* START *
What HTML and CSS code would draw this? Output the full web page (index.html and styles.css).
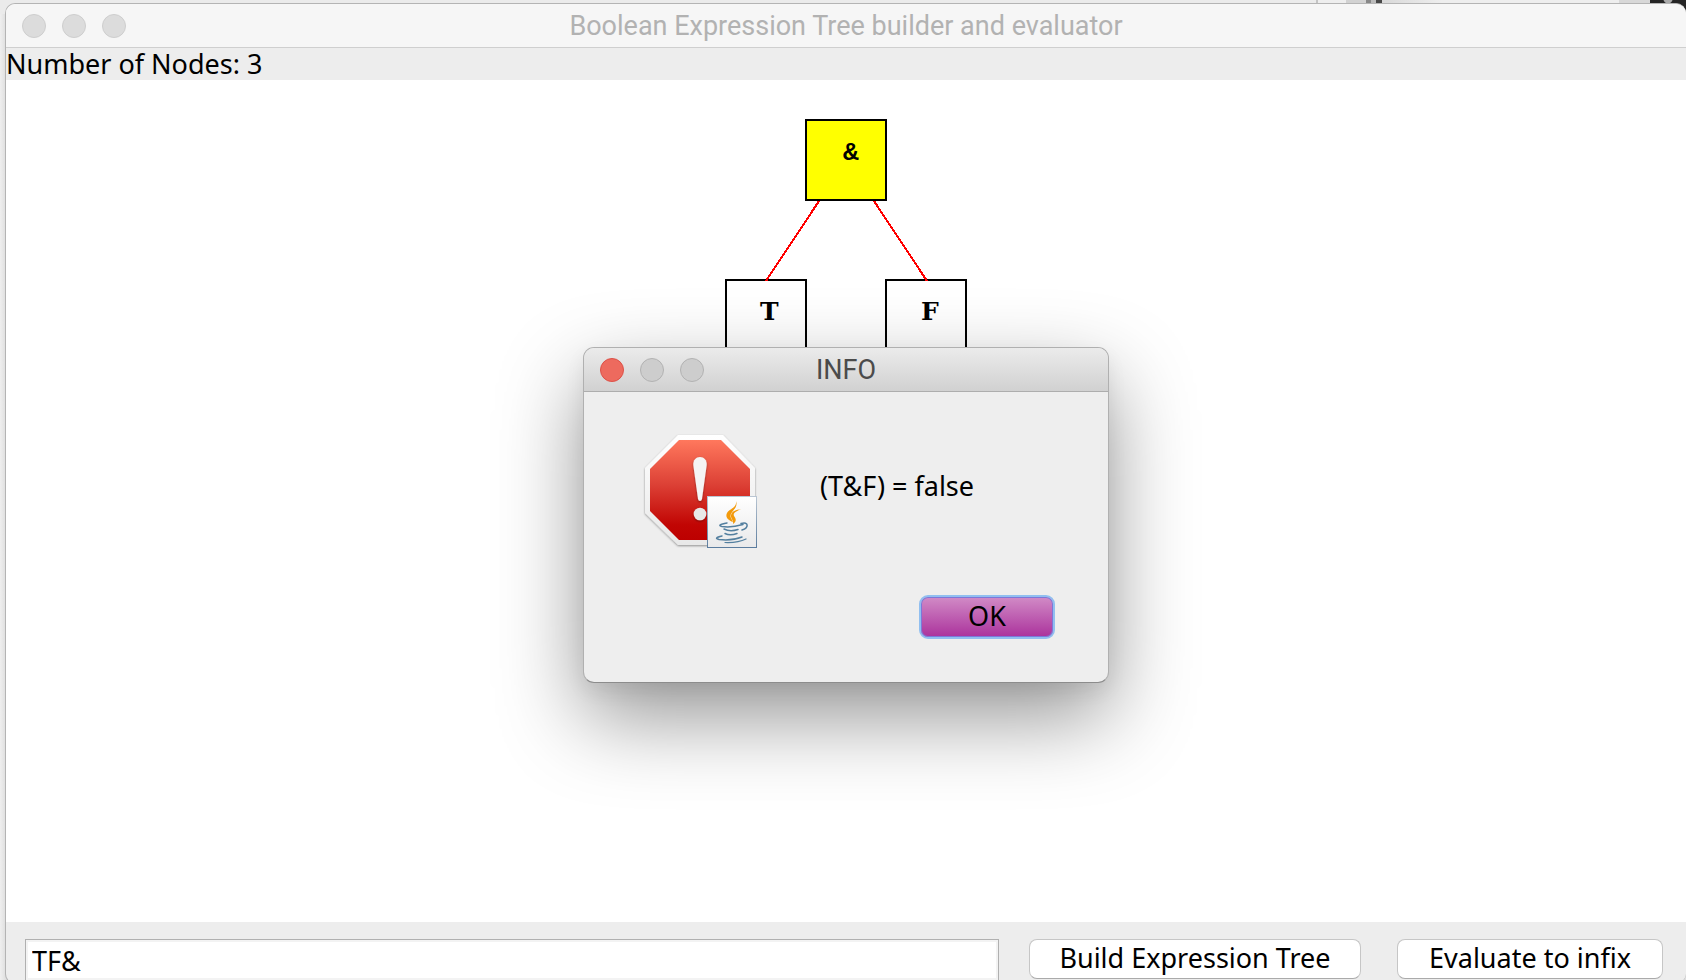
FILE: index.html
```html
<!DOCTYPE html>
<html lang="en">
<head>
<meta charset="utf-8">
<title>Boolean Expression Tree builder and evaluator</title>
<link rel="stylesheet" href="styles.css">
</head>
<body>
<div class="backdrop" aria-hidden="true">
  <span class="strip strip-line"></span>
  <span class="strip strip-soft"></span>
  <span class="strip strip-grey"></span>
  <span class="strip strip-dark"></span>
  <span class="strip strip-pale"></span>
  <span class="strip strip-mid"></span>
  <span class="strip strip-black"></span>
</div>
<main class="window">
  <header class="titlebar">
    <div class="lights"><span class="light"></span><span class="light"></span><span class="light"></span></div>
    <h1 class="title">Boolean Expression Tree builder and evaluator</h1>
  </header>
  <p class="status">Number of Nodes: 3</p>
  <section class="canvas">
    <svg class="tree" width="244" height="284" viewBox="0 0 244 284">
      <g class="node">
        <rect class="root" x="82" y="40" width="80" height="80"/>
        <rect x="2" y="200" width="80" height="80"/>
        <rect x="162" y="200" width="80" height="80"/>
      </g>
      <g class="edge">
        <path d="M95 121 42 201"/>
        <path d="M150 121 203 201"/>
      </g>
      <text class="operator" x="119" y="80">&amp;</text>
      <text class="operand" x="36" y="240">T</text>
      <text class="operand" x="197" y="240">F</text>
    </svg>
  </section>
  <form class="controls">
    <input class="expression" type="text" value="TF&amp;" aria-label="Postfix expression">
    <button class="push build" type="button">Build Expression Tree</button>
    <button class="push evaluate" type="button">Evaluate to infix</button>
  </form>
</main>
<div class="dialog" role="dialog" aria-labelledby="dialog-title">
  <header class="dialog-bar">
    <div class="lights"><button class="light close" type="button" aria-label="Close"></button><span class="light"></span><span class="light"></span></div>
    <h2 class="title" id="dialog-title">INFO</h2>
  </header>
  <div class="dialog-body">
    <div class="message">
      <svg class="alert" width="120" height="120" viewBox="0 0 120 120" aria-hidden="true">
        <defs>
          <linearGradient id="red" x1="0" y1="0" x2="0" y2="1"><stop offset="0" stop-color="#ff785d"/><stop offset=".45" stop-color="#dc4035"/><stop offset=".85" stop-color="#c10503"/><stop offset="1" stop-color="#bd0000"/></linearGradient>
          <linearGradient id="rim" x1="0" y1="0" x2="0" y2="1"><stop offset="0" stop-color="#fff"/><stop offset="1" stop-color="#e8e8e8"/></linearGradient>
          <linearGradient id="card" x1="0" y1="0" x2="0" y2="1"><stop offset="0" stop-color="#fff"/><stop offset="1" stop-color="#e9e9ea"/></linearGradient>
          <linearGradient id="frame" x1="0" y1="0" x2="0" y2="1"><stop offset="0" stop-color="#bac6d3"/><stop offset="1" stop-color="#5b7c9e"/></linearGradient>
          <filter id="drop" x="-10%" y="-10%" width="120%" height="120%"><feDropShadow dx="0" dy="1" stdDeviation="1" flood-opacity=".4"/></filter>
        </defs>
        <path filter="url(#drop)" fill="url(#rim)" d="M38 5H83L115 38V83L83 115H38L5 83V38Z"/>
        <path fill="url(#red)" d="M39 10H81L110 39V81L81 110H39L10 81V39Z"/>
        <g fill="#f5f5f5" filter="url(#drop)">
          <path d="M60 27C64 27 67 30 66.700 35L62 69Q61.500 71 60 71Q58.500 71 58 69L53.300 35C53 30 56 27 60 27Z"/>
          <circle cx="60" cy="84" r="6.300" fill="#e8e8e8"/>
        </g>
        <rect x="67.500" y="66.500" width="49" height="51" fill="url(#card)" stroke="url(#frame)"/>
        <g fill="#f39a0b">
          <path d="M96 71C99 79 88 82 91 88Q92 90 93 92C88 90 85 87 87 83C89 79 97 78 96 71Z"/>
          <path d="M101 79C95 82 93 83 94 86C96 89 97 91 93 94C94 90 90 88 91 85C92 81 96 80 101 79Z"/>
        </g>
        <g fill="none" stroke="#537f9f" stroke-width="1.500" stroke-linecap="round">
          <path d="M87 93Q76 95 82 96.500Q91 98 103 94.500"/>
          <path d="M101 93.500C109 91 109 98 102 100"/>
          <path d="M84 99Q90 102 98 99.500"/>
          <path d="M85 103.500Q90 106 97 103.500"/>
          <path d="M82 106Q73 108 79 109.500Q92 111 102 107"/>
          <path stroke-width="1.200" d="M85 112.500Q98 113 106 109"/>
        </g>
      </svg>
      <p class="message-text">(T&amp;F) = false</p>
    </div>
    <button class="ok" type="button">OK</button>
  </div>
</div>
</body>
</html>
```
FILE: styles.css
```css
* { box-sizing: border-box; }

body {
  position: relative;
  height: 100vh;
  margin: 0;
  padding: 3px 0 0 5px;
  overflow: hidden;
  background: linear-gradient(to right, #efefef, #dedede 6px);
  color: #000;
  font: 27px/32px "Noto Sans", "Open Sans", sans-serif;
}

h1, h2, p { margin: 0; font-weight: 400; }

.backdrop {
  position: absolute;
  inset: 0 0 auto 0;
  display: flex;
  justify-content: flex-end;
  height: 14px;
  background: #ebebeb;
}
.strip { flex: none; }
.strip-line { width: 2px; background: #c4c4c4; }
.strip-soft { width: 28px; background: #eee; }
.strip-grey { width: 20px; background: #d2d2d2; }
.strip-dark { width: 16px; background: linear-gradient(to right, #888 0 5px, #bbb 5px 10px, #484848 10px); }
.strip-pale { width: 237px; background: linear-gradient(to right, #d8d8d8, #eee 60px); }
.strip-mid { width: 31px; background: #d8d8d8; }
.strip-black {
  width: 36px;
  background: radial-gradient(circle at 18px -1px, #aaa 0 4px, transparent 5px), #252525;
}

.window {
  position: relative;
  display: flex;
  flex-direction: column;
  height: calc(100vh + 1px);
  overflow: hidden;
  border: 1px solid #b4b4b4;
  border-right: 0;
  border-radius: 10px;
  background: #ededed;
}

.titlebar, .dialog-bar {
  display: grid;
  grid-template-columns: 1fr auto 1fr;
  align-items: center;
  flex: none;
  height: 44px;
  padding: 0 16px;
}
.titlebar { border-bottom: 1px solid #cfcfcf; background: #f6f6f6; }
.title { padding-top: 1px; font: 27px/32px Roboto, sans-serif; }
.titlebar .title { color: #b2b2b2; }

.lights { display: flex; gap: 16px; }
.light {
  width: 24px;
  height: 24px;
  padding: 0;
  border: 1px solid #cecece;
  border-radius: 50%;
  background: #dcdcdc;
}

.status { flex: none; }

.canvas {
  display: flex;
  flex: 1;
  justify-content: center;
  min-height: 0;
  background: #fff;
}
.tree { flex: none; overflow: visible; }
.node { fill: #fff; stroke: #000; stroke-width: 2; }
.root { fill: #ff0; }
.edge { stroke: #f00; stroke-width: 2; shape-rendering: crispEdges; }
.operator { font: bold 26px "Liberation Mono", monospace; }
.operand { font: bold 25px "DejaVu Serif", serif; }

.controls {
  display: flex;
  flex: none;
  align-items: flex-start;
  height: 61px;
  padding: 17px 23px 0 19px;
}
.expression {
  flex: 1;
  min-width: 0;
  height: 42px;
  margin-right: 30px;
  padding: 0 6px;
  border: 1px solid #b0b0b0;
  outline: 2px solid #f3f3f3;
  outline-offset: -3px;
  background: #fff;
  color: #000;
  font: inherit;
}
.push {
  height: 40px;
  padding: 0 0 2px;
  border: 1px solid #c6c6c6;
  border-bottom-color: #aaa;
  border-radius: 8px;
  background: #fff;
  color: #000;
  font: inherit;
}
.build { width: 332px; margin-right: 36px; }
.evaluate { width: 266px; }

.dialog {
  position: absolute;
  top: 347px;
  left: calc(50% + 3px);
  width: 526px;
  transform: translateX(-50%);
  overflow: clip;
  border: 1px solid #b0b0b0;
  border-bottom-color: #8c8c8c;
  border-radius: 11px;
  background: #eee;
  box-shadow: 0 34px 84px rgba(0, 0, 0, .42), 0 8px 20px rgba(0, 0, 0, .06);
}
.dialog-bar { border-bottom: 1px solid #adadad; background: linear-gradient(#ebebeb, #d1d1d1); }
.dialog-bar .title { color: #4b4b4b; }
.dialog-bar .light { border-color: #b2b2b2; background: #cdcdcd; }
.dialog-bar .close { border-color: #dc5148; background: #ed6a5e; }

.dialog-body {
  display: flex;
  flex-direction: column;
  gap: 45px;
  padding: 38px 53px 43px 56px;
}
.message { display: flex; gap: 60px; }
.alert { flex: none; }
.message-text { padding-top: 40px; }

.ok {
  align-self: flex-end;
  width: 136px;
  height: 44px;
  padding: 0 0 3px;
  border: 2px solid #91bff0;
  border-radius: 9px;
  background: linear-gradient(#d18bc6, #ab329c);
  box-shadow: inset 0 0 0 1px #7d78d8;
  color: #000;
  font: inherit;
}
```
* END *
Given instruction :: Which lines above contain the word "index"? Copy each of them.

Response for this exercise ::
What HTML and CSS code would draw this? Output the full web page (index.html and styles.css).
FILE: index.html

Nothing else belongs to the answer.